She added: “Our National Health Service is our country’s greatest institution and our greatest asset. It should be run in the interests of the people who work for the NHS, the people who rely on the NHS and all of us who love and treasure it, not in the interests of private companies that seek to profit from health services and patient data.”

Kailash Chand, the former deputy chair of the British Medical Association who recently passed away, previously condemned Palantir’s work in the NHS, saying it will damage trust.

“It makes it difficult for people like me to convince ethnic minority people that this is being done in their best interests,” he said. “The secrecy around what the government is doing with NHS data, working with companies like Palantir, will damage what trust is left amongst ethnic communities, for migrants, and in the NHS family as a whole.”

Palantir has increased its presence in the UK in recent years, with its technology being used by the government, police and NHS.

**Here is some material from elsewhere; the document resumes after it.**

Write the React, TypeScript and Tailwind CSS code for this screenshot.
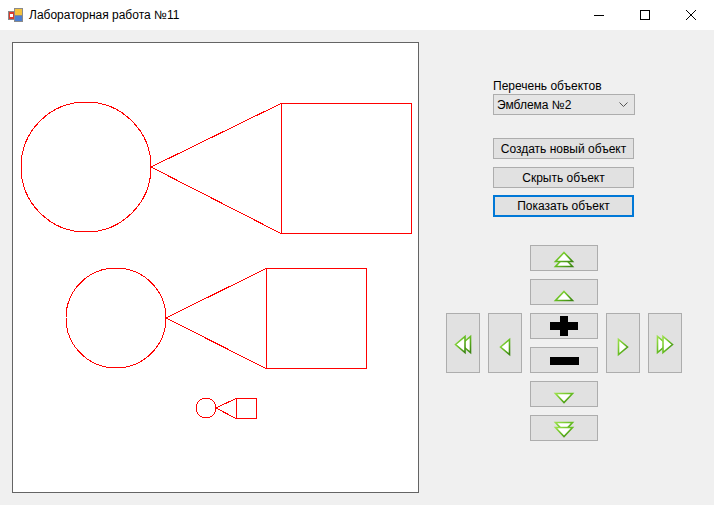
import type { ReactNode } from 'react';

const font = { fontFamily: '"Liberation Sans", Arial, sans-serif' };

// green outlined triangles, drawn in the button's content box coordinates
const G = ({ pts }: { pts: string[] }) => (
  <>
    {pts.map((p, i) => (
      <polygon key={i} points={p} fill="#ffffff" stroke="url(#grn)" strokeWidth={1.6} strokeLinejoin="miter" />
    ))}
  </>
);

const Defs = () => (
  <defs>
    <linearGradient id="grn" x1="0" y1="0" x2="1" y2="1">
      <stop offset="0" stopColor="#9be04a" />
      <stop offset="0.5" stopColor="#66bd22" />
      <stop offset="1" stopColor="#3b8412" />
    </linearGradient>
  </defs>
);

const ArrowBtn = ({ className, w, h, children }: { className: string; w: number; h: number; children: ReactNode }) => (
  <button className={`bg-[#e1e1e1] border border-[#adadad] p-0 flex ${className}`}>
    <svg width={w} height={h} viewBox={`0 0 ${w} ${h}`}>
      {children}
    </svg>
  </button>
);

const App = () => {
  return (
    <div className="w-[714px] h-[505px] bg-[#f0f0f0] flex flex-col overflow-hidden text-[12px] text-black" style={font}>
      {/* Title bar */}
      <div className="h-[30px] bg-white flex items-center shrink-0">
        <svg width="16" height="16" viewBox="0 0 16 16" className="ml-2">
          <rect x="0.5" y="4.5" width="6" height="8" fill="#d83a2c" stroke="#8a8a8a" />
          <rect x="6.5" y="1.5" width="8" height="7" fill="#f4c23c" stroke="#8a8a8a" />
          <rect x="6.5" y="8.5" width="8" height="6" fill="#4d7fd1" stroke="#8a8a8a" />
          <rect x="2" y="7" width="3" height="3" fill="#ffffff" />
        </svg>
        <span className="ml-[5px]">Лабораторная работа №11</span>
        <div className="ml-auto flex h-full">
          <div className="w-[46px] flex items-center justify-center">
            <svg width="10" height="10" viewBox="0 0 10 10">
              <line x1="0" y1="5.5" x2="10" y2="5.5" stroke="#000" strokeWidth="1" />
            </svg>
          </div>
          <div className="w-[46px] flex items-center justify-center">
            <svg width="10" height="10" viewBox="0 0 10 10">
              <rect x="0.5" y="0.5" width="9" height="9" fill="none" stroke="#000" strokeWidth="1" />
            </svg>
          </div>
          <div className="w-[46px] flex items-center justify-center">
            <svg width="10" height="10" viewBox="0 0 10 10">
              <path d="M0 0L10 10M10 0L0 10" stroke="#000" strokeWidth="1" />
            </svg>
          </div>
        </div>
      </div>

      {/* Body */}
      <div className="flex flex-1">
        {/* Drawing canvas */}
        <div className="ml-3 mt-3 w-[407px] h-[451px] bg-white border border-[#646464]">
          <svg width="405" height="449" viewBox="0 0 405 449" shapeRendering="crispEdges">
            <g fill="none" stroke="#ff0000" strokeWidth="1">
              <circle cx="73" cy="124" r="65" />
              <rect x="268.5" y="60.5" width="130" height="130" />
              <line x1="138" y1="124" x2="268" y2="60.5" />
              <line x1="138" y1="124" x2="268" y2="190.5" />

              <circle cx="103" cy="275" r="50" />
              <rect x="253.5" y="225.5" width="100" height="100" />
              <line x1="153" y1="275" x2="253" y2="225.5" />
              <line x1="153" y1="275" x2="253" y2="325.5" />

              <circle cx="193" cy="365" r="10" />
              <rect x="223.5" y="355.5" width="20" height="20" />
              <line x1="203" y1="365" x2="223" y2="355.5" />
              <line x1="203" y1="365" x2="223" y2="375.5" />
            </g>
          </svg>
        </div>

        {/* Controls */}
        <div className="ml-[27px] pt-[48px] flex flex-col">
          <div className="ml-[47px] w-[142px] flex flex-col">
            <div className="h-4 leading-4">Перечень объектов</div>
            <div className="h-[21px] bg-[#e5e5e5] border border-[#adadad] flex items-center pl-[3px] pr-[6px]">
              <span>Эмблема №2</span>
              <svg width="9" height="5" viewBox="0 0 9 5" className="ml-auto">
                <path d="M0.5 0.5L4.5 4.5L8.5 0.5" fill="none" stroke="#555" strokeWidth="1" />
              </svg>
            </div>
            <button className="mt-[23px] w-[141px] h-[21px] bg-[#e1e1e1] border border-[#adadad] text-[12px] leading-none">
              Создать новый объект
            </button>
            <button className="mt-2 w-[141px] h-[21px] bg-[#e1e1e1] border border-[#adadad] text-[12px] leading-none">
              Скрыть объект
            </button>
            <button className="mt-[7px] w-[141px] h-[22px] bg-[#e1e1e1] border-2 border-[#0078d7] text-[12px] leading-none">
              Показать объект
            </button>
          </div>

          {/* Arrow pad */}
          <div className="mt-[28px] grid grid-cols-[34px_34px_68px_34px_34px] grid-rows-[repeat(6,26px)] gap-2">
            <svg width="0" height="0" className="absolute">
              <Defs />
            </svg>
            <ArrowBtn className="col-start-3 row-start-1" w={66} h={24}>
              <G pts={['33,11.5 41.5,20.5 24.5,20.5', '33,6.5 41.5,15.5 24.5,15.5']} />
            </ArrowBtn>
            <ArrowBtn className="col-start-3 row-start-2" w={66} h={24}>
              <G pts={['33,11.5 41.5,20.5 24.5,20.5']} />
            </ArrowBtn>
            <ArrowBtn className="col-start-1 row-start-3 row-span-2" w={32} h={58}>
              <G pts={['14,30.5 23.5,22.5 23.5,38.5', '8.5,30.5 18,22.5 18,38.5']} />
            </ArrowBtn>
            <ArrowBtn className="col-start-2 row-start-3 row-span-2" w={32} h={58}>
              <G pts={['11.5,33 20.5,25.5 20.5,40.5']} />
            </ArrowBtn>
            <ArrowBtn className="col-start-3 row-start-3" w={66} h={24}>
              <rect x="19" y="8" width="28" height="8" fill="#000" />
              <rect x="29" y="2" width="8" height="20" fill="#000" />
            </ArrowBtn>
            <ArrowBtn className="col-start-4 row-start-3 row-span-2" w={32} h={58}>
              <G pts={['20.5,33 11.5,25.5 11.5,40.5']} />
            </ArrowBtn>
            <ArrowBtn className="col-start-5 row-start-3 row-span-2" w={32} h={58}>
              <G pts={['18,30.5 8.5,22.5 8.5,38.5', '23.5,30.5 14,22.5 14,38.5']} />
            </ArrowBtn>
            <ArrowBtn className="col-start-3 row-start-4" w={66} h={24}>
              <rect x="19" y="9" width="29" height="8" fill="#000" />
            </ArrowBtn>
            <ArrowBtn className="col-start-3 row-start-5" w={66} h={24}>
              <G pts={['24.5,11.5 41.5,11.5 33,20.5']} />
            </ArrowBtn>
            <ArrowBtn className="col-start-3 row-start-6" w={66} h={24}>
              <G pts={['24.5,6.5 41.5,6.5 33,15.5', '24.5,11.5 41.5,11.5 33,20.5']} />
            </ArrowBtn>
          </div>
        </div>
      </div>
    </div>
  );
};

export default App;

In 2016, the Metropolitan Police trialled the company’s predictive policing software – which has been accused of creating a “racist feedback loop” in some American police forces. Palantir later agreed to pay $1.7m to settle a US government lawsuit over allegations of racial discrimination, although it did not admit any wrongdoing.

Responding to questions about former Palantir staff getting jobs in government, the Department of Health and Social Care said the Test and Trace scheme has "drawn on expertise from across the public and private sectors".

A spokesperson said: "We have robust rules and processes in place in order to ensure that conflicts of interest do not occur and we continue to ensure all contracts are awarded in line with procurement regulations and transparency guidelines. Proper due diligence is carried out for all government contracts and appointments, and we take these checks extremely seriously."